# Task details
Leaving out every picture, copy the lines of the data exactly, from the first through the line containing "const columns = ['A', 'B', 'C', 'D', 'E', 'F'];".

# Supplied material
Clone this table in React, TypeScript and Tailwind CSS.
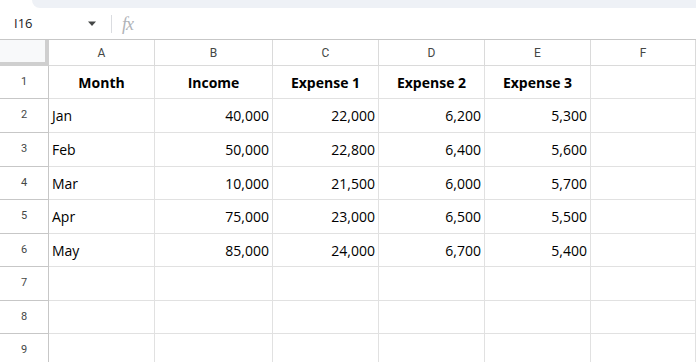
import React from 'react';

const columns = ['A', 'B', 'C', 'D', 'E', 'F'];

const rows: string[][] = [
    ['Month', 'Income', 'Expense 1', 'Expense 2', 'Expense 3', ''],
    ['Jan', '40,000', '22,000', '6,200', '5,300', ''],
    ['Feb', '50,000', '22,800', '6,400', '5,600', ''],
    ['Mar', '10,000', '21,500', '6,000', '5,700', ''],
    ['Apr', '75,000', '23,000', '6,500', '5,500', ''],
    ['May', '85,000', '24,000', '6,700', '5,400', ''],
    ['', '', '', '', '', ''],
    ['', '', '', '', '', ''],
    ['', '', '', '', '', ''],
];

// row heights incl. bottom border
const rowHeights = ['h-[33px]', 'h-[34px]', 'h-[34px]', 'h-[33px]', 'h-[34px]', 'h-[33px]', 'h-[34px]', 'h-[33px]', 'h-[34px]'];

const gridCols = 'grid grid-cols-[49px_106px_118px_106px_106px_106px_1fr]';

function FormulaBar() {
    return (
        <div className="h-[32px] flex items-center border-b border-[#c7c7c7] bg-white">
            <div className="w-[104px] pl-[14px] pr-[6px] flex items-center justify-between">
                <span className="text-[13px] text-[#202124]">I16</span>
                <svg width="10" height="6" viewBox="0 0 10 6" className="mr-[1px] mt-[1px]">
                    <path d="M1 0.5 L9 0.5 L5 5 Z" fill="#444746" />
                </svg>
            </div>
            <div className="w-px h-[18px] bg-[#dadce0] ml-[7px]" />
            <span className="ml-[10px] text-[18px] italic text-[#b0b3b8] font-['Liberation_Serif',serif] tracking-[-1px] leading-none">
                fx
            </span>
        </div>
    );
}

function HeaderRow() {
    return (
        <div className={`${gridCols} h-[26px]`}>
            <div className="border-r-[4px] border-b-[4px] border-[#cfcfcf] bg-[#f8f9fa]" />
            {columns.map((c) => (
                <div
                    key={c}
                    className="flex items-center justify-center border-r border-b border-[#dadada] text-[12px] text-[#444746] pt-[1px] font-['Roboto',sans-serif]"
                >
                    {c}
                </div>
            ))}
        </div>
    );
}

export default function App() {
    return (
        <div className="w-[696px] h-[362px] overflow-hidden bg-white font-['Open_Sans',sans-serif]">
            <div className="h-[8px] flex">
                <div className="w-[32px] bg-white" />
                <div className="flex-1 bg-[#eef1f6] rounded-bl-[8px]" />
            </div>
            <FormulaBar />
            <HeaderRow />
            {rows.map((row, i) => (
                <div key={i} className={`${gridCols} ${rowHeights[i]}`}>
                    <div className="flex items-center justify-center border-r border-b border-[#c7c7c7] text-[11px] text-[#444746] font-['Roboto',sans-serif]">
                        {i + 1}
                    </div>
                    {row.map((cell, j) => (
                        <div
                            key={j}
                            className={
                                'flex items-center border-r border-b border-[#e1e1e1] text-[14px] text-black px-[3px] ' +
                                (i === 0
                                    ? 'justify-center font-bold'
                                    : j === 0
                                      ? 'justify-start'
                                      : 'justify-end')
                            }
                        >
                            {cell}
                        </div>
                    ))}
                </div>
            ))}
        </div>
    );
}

# Reply
Clone this table in React, TypeScript and Tailwind CSS.
import React from 'react';

const columns = ['A', 'B', 'C', 'D', 'E', 'F'];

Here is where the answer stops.